The forecast is a bit questionable but we head out to check out the engines of every size from 25 ton to as small as a toy tractor. Rain holds off for the 10AM parade but the skies look threatening and we hurry off toward home.  We have timed it about right and are in safe and warm when the skies open up.  It rains hard for just a half hour or so then calms to a drizzle but that is all it takes to make for the really unusual part of the day.

Remember, we are camped in a hay field, right. Well combine a lot of rain and a lot of traffic on a rolling field and guess what you get?  A mud bog.  We are parked right on the main thoroughfare into camp and it is an absolute circus to watch people spinning and slipping up the hill.  A 40’ class A is the first to get the Thrashers Reunion treatment; it is pulled backwards by its hitch up the slope, around the corner and into its camping spot.   Individuals continue to attempt to drive past us spinning and slipping very much out of control.  It is a bit harrowing now and then.  Finally someone decides “no more”.   A half dozen tractors show up and they pull every single vehicle into camp.  Class As, lots of 5th wheels pickup and all, trailers, even 4 wheel drive pickups.  Crowds gather all around us to watch the spectacle.  It looks like this is going to go on all evening.  How romantic!  It will certainly be a memorable anniversary.

Signs that Fall is coming

We ride on toward Rollag.

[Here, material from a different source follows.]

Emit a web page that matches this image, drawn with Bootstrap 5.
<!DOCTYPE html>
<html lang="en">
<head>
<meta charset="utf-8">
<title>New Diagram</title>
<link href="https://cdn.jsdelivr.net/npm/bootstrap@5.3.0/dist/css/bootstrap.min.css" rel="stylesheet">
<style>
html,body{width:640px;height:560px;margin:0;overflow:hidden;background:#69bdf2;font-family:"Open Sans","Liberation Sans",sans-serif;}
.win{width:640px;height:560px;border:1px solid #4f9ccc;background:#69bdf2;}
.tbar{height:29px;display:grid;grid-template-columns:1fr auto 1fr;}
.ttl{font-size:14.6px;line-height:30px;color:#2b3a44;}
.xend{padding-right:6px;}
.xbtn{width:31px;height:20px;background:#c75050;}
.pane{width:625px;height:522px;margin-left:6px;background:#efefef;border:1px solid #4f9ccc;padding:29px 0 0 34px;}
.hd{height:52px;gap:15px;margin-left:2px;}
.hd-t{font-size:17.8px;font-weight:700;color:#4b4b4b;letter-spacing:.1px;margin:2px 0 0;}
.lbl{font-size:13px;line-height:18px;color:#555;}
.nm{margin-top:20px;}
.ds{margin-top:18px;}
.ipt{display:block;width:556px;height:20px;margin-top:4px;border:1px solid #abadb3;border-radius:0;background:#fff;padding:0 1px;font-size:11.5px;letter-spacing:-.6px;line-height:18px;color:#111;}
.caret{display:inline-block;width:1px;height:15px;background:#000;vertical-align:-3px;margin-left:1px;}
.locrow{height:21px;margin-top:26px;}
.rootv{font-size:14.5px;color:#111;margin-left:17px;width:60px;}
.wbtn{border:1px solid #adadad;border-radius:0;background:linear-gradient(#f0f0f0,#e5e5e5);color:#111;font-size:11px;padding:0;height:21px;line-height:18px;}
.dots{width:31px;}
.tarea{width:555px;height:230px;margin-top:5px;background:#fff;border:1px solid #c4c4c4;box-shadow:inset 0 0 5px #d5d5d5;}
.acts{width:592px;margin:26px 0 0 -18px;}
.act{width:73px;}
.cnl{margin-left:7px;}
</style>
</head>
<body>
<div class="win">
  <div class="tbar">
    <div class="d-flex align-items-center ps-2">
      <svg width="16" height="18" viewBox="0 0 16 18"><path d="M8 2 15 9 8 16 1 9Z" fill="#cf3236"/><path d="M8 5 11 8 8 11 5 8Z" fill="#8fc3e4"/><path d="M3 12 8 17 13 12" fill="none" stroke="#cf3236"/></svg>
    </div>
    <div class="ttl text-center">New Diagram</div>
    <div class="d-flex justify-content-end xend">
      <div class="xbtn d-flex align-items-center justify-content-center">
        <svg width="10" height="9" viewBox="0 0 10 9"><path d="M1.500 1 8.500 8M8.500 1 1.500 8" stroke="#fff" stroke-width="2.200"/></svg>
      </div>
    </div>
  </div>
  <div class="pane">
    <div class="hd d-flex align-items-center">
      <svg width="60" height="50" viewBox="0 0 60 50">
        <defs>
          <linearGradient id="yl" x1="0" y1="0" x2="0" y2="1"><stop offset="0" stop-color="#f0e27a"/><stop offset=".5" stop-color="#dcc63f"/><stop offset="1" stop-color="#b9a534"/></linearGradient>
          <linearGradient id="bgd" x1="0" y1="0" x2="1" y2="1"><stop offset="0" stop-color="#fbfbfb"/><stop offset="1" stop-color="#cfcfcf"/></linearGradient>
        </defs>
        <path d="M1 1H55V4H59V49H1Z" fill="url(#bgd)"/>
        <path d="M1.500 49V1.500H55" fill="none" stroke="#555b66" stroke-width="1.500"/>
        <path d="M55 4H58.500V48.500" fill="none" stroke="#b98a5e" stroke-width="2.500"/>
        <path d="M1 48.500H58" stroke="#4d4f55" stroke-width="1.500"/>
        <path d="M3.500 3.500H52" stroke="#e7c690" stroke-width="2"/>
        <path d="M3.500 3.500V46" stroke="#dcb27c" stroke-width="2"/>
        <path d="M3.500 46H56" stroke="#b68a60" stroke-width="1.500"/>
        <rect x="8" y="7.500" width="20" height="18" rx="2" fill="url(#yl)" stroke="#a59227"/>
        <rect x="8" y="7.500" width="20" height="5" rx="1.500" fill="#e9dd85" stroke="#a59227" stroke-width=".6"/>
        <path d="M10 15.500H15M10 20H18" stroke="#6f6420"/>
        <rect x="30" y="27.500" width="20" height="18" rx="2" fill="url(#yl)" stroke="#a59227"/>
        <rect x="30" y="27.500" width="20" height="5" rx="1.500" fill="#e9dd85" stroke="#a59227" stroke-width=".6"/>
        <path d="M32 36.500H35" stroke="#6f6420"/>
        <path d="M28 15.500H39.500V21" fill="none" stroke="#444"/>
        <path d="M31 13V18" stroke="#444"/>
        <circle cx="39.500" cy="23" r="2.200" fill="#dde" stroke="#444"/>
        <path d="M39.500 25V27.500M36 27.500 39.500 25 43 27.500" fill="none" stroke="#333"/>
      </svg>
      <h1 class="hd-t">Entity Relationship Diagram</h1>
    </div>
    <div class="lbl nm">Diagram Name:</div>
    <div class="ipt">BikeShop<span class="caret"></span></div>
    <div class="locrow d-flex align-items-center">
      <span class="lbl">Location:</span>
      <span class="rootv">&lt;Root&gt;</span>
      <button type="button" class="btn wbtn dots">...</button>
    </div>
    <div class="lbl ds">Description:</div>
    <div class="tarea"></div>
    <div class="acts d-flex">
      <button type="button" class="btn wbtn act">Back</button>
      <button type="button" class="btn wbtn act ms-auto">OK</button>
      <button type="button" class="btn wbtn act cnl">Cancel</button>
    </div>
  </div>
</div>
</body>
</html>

Sand Hill Cranes are more and more common as two by two they began to come together for their great migration. Turkeys are out in the grain fields fattening up.  Here and there yellow and red patches highlight the marsh and woodlands.  We have no trouble finding the Reunion grounds and are soon settled into a tolerably level spot.  It is a good thing we carry a lot of leveling blocks!  We stroll the grounds as far as permitted since the show hasn’t officially started yet then settle in for the night.  It’s a hay field so there is no power and lots of generators are purring into the evening.  Fortunately most campers are considerate and things quiet down by 10 or so.

A more leisurely drive along the north shore

The motor home deposited in a campground near Duluth, we take the car back up Rte 61 along the Lake Superior Shore.  First we check out Split Rock Lighthouse.  The lighthouse itself isn’t very tall but it sits 100 feet above the lake on a magnificent cliff top location. They have Peregrine falcons nesting on their cliff!

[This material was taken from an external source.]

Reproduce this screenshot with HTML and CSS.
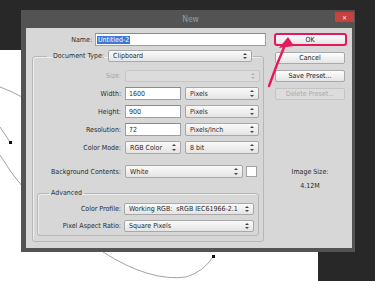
FILE: index.html
```html
<!DOCTYPE html>
<html lang="en">
<head>
  <meta charset="UTF-8" />
  <title>New</title>
  <link rel="stylesheet" href="styles.css">
</head>
<body>
  <!-- document canvas behind the dialog -->
  <div class="doc"></div>
  <svg class="paths" width="375" height="281" viewBox="0 0 375 281">
    <path d="M0 87 Q11 91 22 97" />
    <path d="M0 127 L10 142" />
    <path d="M0 155 Q10 172 22 186" />
    <path d="M103 252 Q150 282 186 277 Q203 272 213 257" />
    <rect class="anchor" x="9" y="141" width="3" height="3" />
    <rect class="anchor" x="212" y="255" width="3" height="3" />
  </svg>

  <div class="dialog">
    <div class="titlebar">
      <span class="title">New</span>
      <span class="close">&#x2715;</span>
    </div>
    <div class="panel">
      <div class="form">
        <div class="row name-row">
          <label class="lbl">Name:</label>
          <div class="input name"><span class="hl">Untitled-2</span></div>
        </div>

        <fieldset class="group">
          <legend>
            <label class="lbl doc-lbl">Document Type:</label>
            <div class="select doctype">Clipboard</div>
          </legend>
          <div class="row">
            <label class="lbl off">Size:</label>
            <div class="select off size"></div>
          </div>
          <div class="row">
            <label class="lbl">Width:</label>
            <div class="input num">1600</div>
            <div class="select unit">Pixels</div>
          </div>
          <div class="row">
            <label class="lbl">Height:</label>
            <div class="input num">900</div>
            <div class="select unit">Pixels</div>
          </div>
          <div class="row">
            <label class="lbl">Resolution:</label>
            <div class="input num">72</div>
            <div class="select unit">Pixels/Inch</div>
          </div>
          <div class="row">
            <label class="lbl">Color Mode:</label>
            <div class="select num">RGB Color</div>
            <div class="select unit">8 bit</div>
          </div>
          <div class="row bg-row">
            <label class="lbl">Background Contents:</label>
            <div class="select bgc">White</div>
            <div class="swatch"></div>
          </div>

          <fieldset class="group adv">
            <legend>Advanced</legend>
            <div class="row">
              <label class="lbl">Color Profile:</label>
              <div class="select wide">Working RGB:&nbsp; sRGB IEC61966-2.1</div>
            </div>
            <div class="row">
              <label class="lbl">Pixel Aspect Ratio:</label>
              <div class="select wide">Square Pixels</div>
            </div>
          </fieldset>
        </fieldset>
      </div>

      <div class="side">
        <button class="btn ok">OK</button>
        <button class="btn">Cancel</button>
        <button class="btn">Save Preset...</button>
        <button class="btn off">Delete Preset...</button>
        <div class="img-size">Image Size:</div>
        <div class="img-val">4.12M</div>
      </div>
    </div>
  </div>

  <!-- annotation arrow -->
  <svg class="arrow" width="375" height="281" viewBox="0 0 375 281">
    <path d="M269 86 Q276 66 285 45" />
    <polygon points="288,37 279,48 294,46" />
  </svg>
</body>
</html>
```

FILE: styles.css
```css
* {
  box-sizing: border-box;
}

body {
  margin: 0;
  width: 375px;
  height: 281px;
  overflow: hidden;
  position: relative;
  background-color: #282828;
  font-family: 'DejaVu Sans Condensed', 'DejaVu Sans', sans-serif;
  font-size: 7px;
  color: #2a2a2a;
}

.doc {
  position: absolute;
  left: 0;
  top: 50px;
  width: 318px;
  height: 231px;
  background: #ffffff;
}

.paths,
.arrow {
  position: absolute;
  left: 0;
  top: 0;
  pointer-events: none;
}

.paths path {
  fill: none;
  stroke: #8a8a8a;
  stroke-width: 0.8;
}

.paths .anchor {
  fill: #111;
}

.arrow path {
  fill: none;
  stroke: #e8185c;
  stroke-width: 2.4;
  stroke-linecap: round;
}

.arrow polygon {
  fill: #e8185c;
}

/* dialog window */
.dialog {
  position: absolute;
  left: 21px;
  top: 10px;
  width: 334px;
  height: 242px;
  background: #535353;
  padding: 0 3px 4px 5px;
  display: flex;
  flex-direction: column;
}

.titlebar {
  height: 18px;
  display: flex;
  align-items: center;
  justify-content: center;
  position: relative;
}

.title {
  font-size: 8.5px;
  color: #9c9c9c;
  margin-left: 3px;
}

.close {
  position: absolute;
  right: -2px;
  top: 2px;
  width: 19px;
  height: 10px;
  background: #c7423c;
  color: #fff;
  font-size: 6px;
  display: flex;
  align-items: center;
  justify-content: center;
}

.panel {
  flex: 1;
  background: #d7d7d7;
  display: flex;
  padding-top: 5px;
}

.form {
  width: 240px;
  padding-left: 6px;
}

.row {
  display: flex;
  align-items: center;
  height: 13px;
  margin-top: 5px;
}

.lbl {
  width: 92px;
  text-align: right;
  padding-right: 4px;
  white-space: nowrap;
}

.lbl.off {
  color: #a3a3a3;
}

.name-row {
  margin-top: 0;
}

.name-row .lbl {
  width: 63px;
  padding-right: 3px;
}

.input {
  height: 13px;
  background: #ffffff;
  border: 1px solid #9f9f9f;
  border-top-color: #8a8a8a;
  padding-left: 3px;
  display: flex;
  align-items: center;
}

.input.name {
  width: 171px;
  padding-left: 1px;
}

.hl {
  background: #3b77d8;
  color: #ffffff;
  padding: 0 1px;
}

.select {
  position: relative;
  height: 12px;
  background: linear-gradient(#fafafa, #e4e4e4);
  border: 1px solid #a8a8a8;
  border-radius: 2px;
  padding-left: 4px;
  display: flex;
  align-items: center;
  white-space: nowrap;
}

.select::before,
.select::after {
  content: "";
  position: absolute;
  right: 4px;
  border-left: 2px solid transparent;
  border-right: 2px solid transparent;
}

.select::before {
  top: 2px;
  border-bottom: 2px solid #444;
}

.select::after {
  bottom: 2px;
  border-top: 2px solid #444;
}

.select.off {
  background: #dcdcdc;
  border-color: #c5c5c5;
}

.select.off::before {
  border-bottom-color: #b0b0b0;
}

.select.off::after {
  border-top-color: #b0b0b0;
}

.num {
  width: 56px;
}

.select.num {
  height: 13px;
}

.unit {
  width: 74px;
  height: 13px;
  margin-left: 4px;
}

.size {
  width: 135px;
}

/* group boxes */
.group {
  margin: 4px 0 0 0;
  width: 232px;
  padding: 7px 0 5px 0;
  border: 1px solid #b7b7b7;
  border-radius: 3px;
  box-shadow: inset 1px 1px 0 #ececec;
}

.group > legend {
  margin-left: 14px;
  padding: 0 1px;
  display: flex;
  align-items: center;
}

.doc-lbl {
  width: 60px;
}

.doctype {
  width: 144px;
}

.group > .row:first-of-type {
  margin-top: 0;
}

.bg-row {
  margin-top: 11px;
}

.bgc {
  width: 118px;
  height: 13px;
}

.swatch {
  width: 11px;
  height: 11px;
  margin-left: 3px;
  background: #ffffff;
  border: 1px solid #a3a3a3;
}

.group.adv {
  margin: 10px 4px 0 4px;
  width: auto;
  padding: 5px 0 3px 0;
}

.adv > legend {
  margin-left: 11px;
  padding: 0 2px;
  line-height: 10px;
}

.adv .row {
  height: 12px;
}

.adv .lbl {
  width: 86px;
  padding-right: 3px;
}

.wide {
  width: 130px;
}

/* right column */
.side {
  width: 74px;
  margin-left: 7px;
  display: flex;
  flex-direction: column;
  align-items: center;
}

.btn {
  width: 70px;
  height: 12px;
  padding: 0;
  margin: 0 0 6px 0;
  font-family: inherit;
  font-size: 7px;
  color: #222;
  background: linear-gradient(#fdfdfd, #e5e5e5);
  border: 1px solid #a9a9a9;
  border-radius: 2px;
}

.btn.ok {
  width: 73px;
  height: 13px;
  border: 2px solid #e5185c;
  border-radius: 3px;
}

.btn.off {
  color: #ababab;
  background: #dcdcdc;
  border-color: #c4c4c4;
}

.img-size {
  margin-top: 61px;
  line-height: 10px;
}

.img-val {
  margin-top: 4px;
  line-height: 10px;
}
```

Built at the request of ship captains and shipping company owners (mostly steel mills) after a disastrous 1905 on the lake; the Split Rock Lighthouse broadcasts a beacon visible for 22 miles and served as a navigational lighthouse for the north shore. The advent of more sophisticated technology rendered it un-necessary but fortunately it has been wonderfully preserved by the Minnesota Historical Society.  Morning fog lifts as we walk around the site.  A young man dressed the part serves as lighthouse keeper today.  Every 90 minutes he actually winds the works that turn the Fresnel lens and spends many an hour polishing brasswork in and around the lighthouse.  Maybe we should check to see if the historical society needs volunteers!  It is beautiful here.

 

A short distance south we find Gooseberry Falls State Park.  Recent rains have swollen the coffee-brown stained waters of the Gooseberry River and it tumbles impressively down three rugged rock steps on its way to Lake Superior.  Trails wind along both banks and criss-cross the flow on bridges.  In addition to the spectacular natural scenery, there is impressive CCC work along the trail. 

The most impressive is an enormous retaining structure dubbed “the castle” built of native stone.

Duluth

Born a port town where the St. Louis River drains into Lake Superior, Duluth is still a very industrial city with some interesting sites to visit. We start our walk around along the harbor to check out the lift bridge over the Duluth Canal.  It is a cool kind of draw bridge.  A 386 foot section of highway is suspended below an impressive steel superstructure that juts high above the channel.  Huge counter weights, 500 tons a piece, do most of the heavy lifting when the operator sets the bridge in motion.  It can provide as much as 180 feet vertical clearance for passing boats.  We witness a couple short lifts for fishing and tour boats but timing wasn’t quite right to see the full stroke up close when big freighters pass through.  Before this was a lift bridge, it was an aerial tram that moved a gondola loaded with people and cars across the channel.  That would have been fun to see…and ride.  Nearby we spend some time in the Corp of Engineers Maritime Museum checking out wreck history on the lake and other stories from these great bodies of water.  We wander on to check out Duluth Pack and of course Duluth Trading Company which is packed with much of the same merchandise and silly messaging as seen on their webpage. We stroll a bit more lakefront in route to Old Chicago Pizza for lunch.

Jay Cooke SP

The stars of this place are the St. Louis River and the CCC built swinging bridge that spans it.  The river is stained a rich brown from organic materials upstream.  It tumbles and foams down a rugged rock channel.  Geology all along here makes for impressive river cuts and lakeshores.  It makes for big floods too.  This swinging bridge has been completely rebuilt five times, the most recent after a 2012 flood that destroyed all but the piers.  The nature center/picnic pavilion is housed in another native stone CCC structure.  It has an amazing huge fireplace.

Many white tail deer call this area home. I have watched them several evenings as I am out at our “phone booth” location (reception at our site is terrible) checking in with folks.